* **THE PROBLEM**: Tell how many lines include the string "component". Answer with a single number.
## Start GIVEN RECORDS
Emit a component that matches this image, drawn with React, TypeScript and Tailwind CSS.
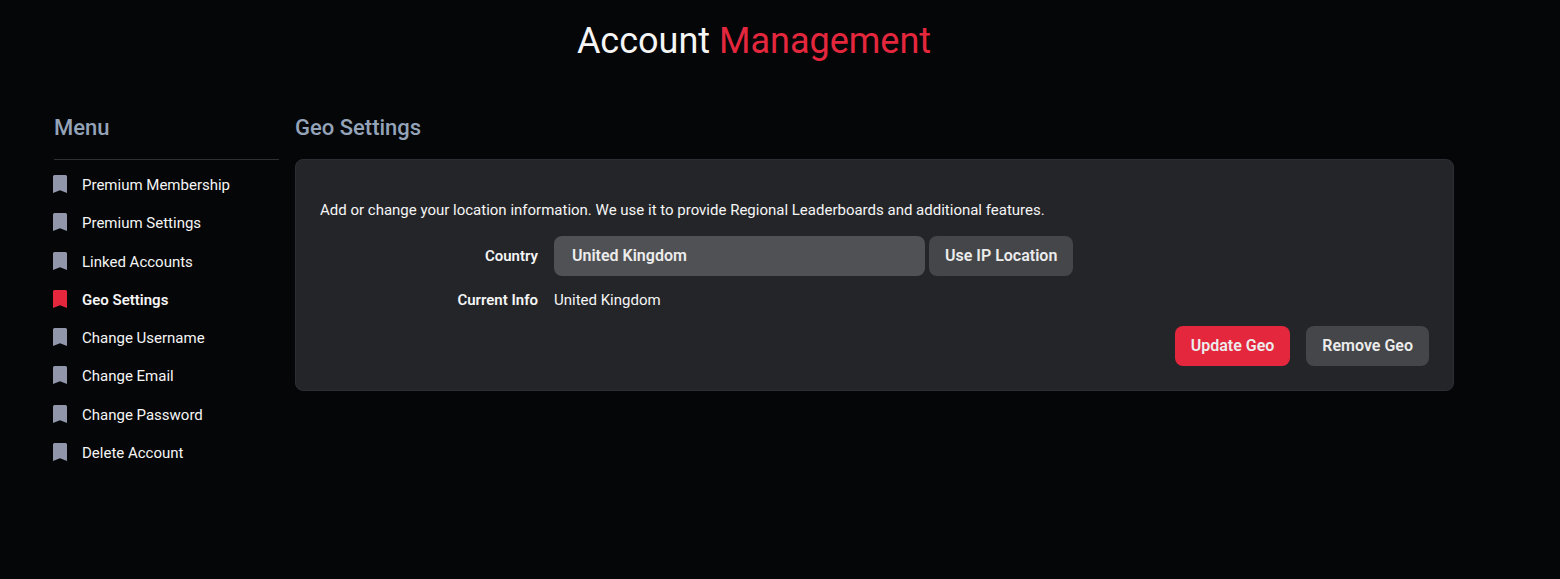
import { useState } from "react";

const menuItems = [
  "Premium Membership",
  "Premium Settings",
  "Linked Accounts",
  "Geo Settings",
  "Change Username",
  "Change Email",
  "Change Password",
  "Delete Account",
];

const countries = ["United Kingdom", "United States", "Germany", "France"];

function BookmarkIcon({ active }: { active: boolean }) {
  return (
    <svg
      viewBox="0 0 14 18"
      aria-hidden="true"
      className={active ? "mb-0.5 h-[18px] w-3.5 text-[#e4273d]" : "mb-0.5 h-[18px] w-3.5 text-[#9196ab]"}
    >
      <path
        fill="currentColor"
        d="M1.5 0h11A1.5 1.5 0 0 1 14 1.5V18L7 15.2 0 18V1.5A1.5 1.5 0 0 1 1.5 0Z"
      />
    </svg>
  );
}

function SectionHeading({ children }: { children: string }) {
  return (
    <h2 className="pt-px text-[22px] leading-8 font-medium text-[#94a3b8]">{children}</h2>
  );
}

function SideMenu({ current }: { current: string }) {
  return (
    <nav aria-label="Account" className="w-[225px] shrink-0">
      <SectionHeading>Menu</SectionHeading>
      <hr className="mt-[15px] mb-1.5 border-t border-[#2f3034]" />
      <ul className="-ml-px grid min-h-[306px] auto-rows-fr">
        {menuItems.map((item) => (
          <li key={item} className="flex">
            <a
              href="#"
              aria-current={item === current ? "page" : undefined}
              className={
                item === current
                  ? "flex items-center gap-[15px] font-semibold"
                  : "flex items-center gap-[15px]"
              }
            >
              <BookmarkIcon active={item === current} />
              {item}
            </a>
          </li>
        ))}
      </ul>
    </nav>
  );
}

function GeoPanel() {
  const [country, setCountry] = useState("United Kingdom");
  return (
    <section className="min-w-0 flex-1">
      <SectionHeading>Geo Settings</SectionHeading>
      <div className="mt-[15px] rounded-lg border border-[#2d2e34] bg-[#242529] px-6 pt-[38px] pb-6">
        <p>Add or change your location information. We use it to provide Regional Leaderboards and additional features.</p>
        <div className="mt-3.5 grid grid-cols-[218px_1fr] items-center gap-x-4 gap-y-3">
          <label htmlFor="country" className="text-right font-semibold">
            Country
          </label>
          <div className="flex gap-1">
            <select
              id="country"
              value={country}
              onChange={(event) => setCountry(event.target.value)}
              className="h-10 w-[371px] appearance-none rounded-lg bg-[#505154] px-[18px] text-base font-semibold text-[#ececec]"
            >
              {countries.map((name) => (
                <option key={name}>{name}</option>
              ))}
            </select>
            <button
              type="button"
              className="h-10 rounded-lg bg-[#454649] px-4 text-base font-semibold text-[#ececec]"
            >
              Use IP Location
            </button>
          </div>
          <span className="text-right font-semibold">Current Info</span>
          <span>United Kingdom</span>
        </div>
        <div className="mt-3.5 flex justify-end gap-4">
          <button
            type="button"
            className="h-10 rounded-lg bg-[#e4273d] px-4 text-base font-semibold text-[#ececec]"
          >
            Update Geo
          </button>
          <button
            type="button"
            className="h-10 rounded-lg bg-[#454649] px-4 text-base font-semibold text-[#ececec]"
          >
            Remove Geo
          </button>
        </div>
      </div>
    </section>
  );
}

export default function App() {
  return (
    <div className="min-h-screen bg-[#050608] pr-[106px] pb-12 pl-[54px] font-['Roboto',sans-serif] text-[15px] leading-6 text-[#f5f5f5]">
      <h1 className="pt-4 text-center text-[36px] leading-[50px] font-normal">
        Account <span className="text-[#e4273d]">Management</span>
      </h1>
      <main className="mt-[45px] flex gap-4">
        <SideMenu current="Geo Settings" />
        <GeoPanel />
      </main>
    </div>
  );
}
## End GIVEN RECORDS
## Start GIVEN RECORDS
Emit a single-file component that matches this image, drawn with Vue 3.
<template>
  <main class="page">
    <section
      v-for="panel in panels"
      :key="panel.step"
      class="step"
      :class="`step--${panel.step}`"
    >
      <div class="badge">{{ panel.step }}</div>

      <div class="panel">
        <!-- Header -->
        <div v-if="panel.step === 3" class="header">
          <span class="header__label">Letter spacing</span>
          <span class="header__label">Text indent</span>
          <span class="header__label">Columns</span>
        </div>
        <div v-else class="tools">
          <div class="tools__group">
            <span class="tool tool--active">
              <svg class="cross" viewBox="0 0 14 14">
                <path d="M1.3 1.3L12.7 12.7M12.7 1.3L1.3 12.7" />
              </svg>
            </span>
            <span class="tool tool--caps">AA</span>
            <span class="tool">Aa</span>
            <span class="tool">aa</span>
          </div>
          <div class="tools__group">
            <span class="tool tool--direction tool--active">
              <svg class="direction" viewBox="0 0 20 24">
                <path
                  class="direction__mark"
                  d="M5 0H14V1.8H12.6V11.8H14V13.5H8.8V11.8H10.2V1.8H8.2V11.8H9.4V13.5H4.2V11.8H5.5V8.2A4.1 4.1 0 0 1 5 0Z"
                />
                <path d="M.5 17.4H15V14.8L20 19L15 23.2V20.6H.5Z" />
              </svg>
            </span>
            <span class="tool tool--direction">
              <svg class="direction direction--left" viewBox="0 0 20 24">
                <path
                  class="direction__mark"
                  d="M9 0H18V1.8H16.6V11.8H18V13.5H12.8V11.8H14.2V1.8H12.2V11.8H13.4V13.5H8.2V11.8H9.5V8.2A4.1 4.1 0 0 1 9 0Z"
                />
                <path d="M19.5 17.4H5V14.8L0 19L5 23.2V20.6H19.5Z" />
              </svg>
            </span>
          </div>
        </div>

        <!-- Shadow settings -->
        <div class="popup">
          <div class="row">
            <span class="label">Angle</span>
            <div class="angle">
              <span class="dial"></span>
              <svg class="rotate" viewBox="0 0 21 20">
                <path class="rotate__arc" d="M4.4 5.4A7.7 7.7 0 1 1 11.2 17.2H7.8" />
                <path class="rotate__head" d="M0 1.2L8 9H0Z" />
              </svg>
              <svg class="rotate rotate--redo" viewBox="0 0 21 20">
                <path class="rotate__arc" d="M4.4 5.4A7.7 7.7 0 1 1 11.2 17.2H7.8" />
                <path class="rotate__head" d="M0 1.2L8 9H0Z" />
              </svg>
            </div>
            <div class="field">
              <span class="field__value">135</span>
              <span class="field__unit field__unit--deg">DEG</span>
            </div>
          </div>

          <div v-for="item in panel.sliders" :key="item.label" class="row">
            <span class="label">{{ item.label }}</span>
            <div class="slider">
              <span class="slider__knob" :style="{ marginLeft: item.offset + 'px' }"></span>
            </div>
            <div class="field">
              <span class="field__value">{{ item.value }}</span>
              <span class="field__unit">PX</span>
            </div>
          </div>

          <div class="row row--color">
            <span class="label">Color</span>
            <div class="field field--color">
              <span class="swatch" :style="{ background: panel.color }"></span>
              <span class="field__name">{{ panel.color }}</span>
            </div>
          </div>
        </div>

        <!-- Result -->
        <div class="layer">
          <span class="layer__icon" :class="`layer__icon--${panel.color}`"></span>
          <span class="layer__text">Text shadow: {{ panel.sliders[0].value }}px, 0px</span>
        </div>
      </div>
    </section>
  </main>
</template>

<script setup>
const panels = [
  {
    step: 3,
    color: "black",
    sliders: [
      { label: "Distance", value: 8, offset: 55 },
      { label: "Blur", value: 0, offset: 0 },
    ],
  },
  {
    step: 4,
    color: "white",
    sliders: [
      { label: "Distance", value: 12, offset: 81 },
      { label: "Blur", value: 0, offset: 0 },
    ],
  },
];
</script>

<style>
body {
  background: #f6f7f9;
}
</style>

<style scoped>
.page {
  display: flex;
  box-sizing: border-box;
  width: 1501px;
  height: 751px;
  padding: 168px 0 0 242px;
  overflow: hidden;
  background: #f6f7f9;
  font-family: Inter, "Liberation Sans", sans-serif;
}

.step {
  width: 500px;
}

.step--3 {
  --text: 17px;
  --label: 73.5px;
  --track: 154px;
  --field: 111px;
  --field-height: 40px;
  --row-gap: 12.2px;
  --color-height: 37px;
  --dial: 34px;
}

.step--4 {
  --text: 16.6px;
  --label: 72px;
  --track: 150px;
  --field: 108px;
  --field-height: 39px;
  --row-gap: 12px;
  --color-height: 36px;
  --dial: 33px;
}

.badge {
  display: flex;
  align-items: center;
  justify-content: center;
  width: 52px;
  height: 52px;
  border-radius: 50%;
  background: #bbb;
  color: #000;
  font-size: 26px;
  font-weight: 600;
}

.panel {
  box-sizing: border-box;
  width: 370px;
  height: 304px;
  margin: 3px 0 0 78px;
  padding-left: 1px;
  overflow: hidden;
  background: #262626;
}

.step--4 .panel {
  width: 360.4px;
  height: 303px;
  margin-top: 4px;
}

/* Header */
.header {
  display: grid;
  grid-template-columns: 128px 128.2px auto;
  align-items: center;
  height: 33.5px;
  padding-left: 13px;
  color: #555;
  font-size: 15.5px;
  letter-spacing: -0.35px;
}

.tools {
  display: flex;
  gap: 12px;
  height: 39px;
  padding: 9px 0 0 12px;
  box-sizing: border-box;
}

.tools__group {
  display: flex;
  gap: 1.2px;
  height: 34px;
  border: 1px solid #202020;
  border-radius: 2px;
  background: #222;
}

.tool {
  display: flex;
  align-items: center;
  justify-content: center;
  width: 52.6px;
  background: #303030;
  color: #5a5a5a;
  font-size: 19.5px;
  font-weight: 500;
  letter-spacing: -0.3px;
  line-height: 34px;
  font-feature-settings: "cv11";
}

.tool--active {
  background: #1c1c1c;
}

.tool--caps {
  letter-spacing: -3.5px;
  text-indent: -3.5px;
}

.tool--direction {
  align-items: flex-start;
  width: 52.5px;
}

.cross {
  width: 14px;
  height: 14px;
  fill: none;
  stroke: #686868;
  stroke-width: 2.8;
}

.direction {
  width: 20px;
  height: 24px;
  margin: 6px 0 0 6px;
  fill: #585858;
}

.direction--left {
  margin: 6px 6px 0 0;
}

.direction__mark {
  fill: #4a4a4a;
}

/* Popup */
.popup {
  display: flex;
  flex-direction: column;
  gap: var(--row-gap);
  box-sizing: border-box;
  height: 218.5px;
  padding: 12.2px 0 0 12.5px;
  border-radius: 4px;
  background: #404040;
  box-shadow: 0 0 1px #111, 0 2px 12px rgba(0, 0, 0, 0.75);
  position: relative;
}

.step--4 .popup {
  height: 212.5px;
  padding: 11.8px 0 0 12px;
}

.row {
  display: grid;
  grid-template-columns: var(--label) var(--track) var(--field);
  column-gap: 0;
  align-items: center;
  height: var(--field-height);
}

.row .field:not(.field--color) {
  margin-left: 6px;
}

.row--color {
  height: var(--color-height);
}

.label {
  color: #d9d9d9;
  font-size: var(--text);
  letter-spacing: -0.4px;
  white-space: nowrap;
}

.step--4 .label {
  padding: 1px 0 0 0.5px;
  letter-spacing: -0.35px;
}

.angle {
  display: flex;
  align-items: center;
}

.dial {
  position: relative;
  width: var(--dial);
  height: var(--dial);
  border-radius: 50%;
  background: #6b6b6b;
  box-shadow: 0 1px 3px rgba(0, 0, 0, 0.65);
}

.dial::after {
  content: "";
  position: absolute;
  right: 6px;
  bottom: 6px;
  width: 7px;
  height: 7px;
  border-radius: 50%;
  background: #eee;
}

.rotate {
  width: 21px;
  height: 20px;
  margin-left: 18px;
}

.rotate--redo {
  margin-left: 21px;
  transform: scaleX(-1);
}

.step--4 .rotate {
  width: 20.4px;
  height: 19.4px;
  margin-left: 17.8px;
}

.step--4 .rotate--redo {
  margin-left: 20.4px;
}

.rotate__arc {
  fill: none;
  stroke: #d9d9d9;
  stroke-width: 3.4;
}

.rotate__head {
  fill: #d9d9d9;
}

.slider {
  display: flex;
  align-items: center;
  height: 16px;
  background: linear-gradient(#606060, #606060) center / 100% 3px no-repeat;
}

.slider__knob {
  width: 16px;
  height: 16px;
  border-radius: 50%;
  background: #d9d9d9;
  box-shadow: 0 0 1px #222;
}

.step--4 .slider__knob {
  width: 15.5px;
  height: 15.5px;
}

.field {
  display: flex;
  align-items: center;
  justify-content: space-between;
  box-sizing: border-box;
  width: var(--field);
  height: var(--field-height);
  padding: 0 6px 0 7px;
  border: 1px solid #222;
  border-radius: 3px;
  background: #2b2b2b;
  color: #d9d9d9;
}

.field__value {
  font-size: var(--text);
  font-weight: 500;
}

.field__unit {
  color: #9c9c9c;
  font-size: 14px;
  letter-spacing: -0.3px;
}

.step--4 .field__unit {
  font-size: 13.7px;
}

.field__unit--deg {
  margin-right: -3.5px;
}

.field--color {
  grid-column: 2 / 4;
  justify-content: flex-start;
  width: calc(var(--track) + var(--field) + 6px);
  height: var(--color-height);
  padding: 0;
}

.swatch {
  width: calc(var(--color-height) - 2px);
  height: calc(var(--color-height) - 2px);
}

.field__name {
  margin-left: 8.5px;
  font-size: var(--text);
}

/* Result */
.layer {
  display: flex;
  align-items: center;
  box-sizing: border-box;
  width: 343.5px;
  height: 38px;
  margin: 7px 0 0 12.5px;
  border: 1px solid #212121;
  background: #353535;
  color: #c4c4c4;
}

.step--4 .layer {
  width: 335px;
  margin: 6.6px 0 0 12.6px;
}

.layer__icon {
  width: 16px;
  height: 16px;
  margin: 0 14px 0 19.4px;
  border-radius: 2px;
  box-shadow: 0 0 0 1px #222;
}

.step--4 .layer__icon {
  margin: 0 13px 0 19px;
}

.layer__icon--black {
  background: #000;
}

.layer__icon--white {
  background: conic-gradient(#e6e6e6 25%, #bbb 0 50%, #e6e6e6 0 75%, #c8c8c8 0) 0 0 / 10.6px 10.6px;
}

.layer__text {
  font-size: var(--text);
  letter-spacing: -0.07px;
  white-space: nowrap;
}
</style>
## End GIVEN RECORDS
* **WRITTEN RESPONSE**: 2